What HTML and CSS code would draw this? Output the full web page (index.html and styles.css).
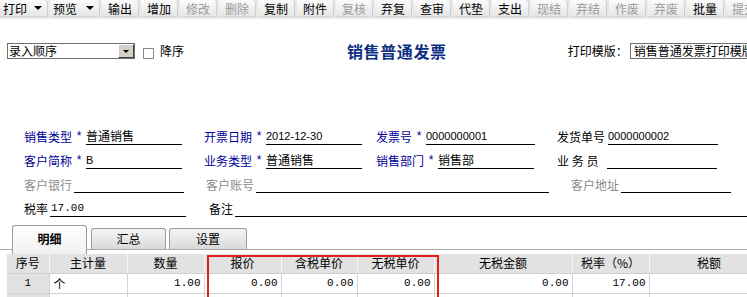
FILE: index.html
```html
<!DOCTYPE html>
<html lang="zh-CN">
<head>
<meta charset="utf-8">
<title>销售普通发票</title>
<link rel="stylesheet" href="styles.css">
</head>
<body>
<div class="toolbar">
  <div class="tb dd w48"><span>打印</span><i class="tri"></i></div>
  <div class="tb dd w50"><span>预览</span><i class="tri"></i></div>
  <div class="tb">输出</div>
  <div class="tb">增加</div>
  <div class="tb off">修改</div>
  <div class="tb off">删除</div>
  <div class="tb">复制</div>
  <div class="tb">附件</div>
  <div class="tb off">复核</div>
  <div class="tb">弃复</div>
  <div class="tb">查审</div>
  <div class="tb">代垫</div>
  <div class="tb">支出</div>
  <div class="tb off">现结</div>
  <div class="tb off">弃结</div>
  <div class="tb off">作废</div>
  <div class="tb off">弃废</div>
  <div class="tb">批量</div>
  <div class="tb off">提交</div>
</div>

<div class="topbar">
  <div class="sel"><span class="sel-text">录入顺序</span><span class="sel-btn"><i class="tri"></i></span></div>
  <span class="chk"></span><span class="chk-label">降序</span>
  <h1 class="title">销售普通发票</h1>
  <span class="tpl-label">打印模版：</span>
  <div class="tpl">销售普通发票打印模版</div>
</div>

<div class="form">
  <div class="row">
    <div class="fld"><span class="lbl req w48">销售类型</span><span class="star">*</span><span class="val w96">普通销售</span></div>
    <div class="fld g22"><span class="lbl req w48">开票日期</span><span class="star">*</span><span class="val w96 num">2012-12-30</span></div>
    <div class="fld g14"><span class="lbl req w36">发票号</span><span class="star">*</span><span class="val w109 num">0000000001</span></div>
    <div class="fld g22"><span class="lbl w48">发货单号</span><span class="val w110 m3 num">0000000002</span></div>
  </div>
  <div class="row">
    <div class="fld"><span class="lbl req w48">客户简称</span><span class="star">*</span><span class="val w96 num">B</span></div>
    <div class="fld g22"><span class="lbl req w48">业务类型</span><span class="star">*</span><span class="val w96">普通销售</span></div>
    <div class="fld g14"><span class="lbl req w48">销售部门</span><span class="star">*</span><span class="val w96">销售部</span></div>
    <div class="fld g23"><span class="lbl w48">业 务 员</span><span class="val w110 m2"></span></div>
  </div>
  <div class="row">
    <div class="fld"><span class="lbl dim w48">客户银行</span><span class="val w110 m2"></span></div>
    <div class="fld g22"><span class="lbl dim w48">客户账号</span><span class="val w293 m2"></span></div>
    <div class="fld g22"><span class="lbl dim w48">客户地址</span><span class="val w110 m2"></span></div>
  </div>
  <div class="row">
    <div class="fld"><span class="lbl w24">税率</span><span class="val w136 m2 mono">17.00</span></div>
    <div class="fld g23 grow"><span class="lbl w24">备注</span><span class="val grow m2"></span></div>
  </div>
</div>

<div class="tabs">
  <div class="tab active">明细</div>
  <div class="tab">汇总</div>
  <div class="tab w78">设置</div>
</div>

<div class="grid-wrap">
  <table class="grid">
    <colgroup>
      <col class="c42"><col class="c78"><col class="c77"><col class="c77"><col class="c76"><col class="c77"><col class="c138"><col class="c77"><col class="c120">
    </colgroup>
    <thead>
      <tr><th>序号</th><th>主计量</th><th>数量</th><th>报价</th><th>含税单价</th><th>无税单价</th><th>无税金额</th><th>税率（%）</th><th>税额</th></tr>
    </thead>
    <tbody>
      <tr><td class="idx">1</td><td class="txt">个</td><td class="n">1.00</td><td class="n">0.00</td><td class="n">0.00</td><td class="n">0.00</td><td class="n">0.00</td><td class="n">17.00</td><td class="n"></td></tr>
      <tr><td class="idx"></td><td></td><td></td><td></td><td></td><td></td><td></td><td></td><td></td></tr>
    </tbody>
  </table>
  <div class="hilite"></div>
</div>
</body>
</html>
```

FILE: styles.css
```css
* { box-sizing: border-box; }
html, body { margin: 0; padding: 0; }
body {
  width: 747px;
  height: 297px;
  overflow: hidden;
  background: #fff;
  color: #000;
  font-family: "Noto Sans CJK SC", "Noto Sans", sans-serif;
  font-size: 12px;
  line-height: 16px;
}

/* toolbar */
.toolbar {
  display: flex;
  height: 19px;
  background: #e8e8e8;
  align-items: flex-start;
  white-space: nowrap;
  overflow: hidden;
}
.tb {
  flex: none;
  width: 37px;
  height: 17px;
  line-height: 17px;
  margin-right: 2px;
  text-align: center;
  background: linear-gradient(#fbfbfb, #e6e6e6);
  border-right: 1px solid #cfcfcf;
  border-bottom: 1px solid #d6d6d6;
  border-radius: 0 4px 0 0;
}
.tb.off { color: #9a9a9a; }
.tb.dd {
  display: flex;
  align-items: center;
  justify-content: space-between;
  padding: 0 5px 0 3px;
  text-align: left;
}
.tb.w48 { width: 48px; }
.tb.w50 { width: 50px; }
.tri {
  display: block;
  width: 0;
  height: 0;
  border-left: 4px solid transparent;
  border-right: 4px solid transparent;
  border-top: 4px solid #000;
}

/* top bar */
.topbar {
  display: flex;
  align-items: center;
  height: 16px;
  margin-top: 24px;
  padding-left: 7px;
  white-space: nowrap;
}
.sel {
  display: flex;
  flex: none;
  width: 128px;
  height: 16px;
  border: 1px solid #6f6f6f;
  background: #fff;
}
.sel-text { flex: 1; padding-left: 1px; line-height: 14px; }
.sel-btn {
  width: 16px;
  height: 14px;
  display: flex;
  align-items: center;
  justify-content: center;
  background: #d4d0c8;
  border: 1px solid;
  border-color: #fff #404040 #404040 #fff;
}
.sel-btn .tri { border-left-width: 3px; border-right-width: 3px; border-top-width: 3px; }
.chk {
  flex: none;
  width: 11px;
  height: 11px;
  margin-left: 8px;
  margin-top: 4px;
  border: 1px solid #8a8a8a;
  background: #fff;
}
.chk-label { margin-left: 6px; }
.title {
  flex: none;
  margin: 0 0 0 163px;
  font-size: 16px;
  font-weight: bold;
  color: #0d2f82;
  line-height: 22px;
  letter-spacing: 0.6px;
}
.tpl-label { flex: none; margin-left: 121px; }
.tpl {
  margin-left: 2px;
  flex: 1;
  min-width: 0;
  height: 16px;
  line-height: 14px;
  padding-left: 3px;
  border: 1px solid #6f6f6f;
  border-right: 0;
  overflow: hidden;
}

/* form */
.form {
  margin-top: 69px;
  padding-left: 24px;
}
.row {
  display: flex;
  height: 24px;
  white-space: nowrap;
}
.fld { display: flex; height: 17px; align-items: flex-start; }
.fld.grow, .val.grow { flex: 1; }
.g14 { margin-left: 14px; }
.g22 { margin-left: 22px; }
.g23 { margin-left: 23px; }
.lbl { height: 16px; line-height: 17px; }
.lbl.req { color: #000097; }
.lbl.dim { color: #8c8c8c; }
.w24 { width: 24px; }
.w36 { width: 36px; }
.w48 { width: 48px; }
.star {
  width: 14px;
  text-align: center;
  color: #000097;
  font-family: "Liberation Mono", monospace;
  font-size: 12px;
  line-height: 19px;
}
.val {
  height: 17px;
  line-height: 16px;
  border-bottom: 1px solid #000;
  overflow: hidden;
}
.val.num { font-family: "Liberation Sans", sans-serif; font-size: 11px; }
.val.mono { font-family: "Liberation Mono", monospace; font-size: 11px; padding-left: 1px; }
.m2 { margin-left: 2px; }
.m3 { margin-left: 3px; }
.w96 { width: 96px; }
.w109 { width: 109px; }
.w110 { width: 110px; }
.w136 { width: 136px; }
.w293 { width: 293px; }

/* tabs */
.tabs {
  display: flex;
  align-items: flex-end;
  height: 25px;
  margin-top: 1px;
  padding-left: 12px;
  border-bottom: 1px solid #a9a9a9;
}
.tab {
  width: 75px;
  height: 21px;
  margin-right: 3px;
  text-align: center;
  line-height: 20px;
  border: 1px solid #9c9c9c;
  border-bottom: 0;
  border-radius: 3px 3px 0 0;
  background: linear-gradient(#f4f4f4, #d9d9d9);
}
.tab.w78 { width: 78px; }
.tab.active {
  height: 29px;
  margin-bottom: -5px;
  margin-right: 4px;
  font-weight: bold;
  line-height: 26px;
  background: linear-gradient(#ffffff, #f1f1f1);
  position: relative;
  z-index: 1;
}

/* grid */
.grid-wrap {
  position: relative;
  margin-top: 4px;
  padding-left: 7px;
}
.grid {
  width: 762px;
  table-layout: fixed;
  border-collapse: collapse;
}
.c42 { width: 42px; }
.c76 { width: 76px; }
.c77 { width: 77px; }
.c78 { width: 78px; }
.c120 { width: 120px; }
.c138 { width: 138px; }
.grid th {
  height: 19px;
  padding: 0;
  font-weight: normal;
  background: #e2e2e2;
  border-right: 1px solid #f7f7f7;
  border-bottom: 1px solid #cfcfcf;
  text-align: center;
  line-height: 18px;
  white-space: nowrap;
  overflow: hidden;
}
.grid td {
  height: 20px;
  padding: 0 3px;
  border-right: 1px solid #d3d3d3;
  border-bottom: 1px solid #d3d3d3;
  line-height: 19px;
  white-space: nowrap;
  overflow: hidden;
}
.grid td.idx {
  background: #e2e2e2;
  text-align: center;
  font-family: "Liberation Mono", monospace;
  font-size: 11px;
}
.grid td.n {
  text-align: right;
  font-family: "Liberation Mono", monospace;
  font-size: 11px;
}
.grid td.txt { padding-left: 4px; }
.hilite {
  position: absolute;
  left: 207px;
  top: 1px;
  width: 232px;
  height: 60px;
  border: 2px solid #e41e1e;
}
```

_ _ _ _ _ _ _

• TASK DETAILS
Identify the lines that contain the string "index", and copy every one of them.

• SOLUTION BELOW
What HTML and CSS code would draw this? Output the full web page (index.html and styles.css).
FILE: index.html
  z-index: 1;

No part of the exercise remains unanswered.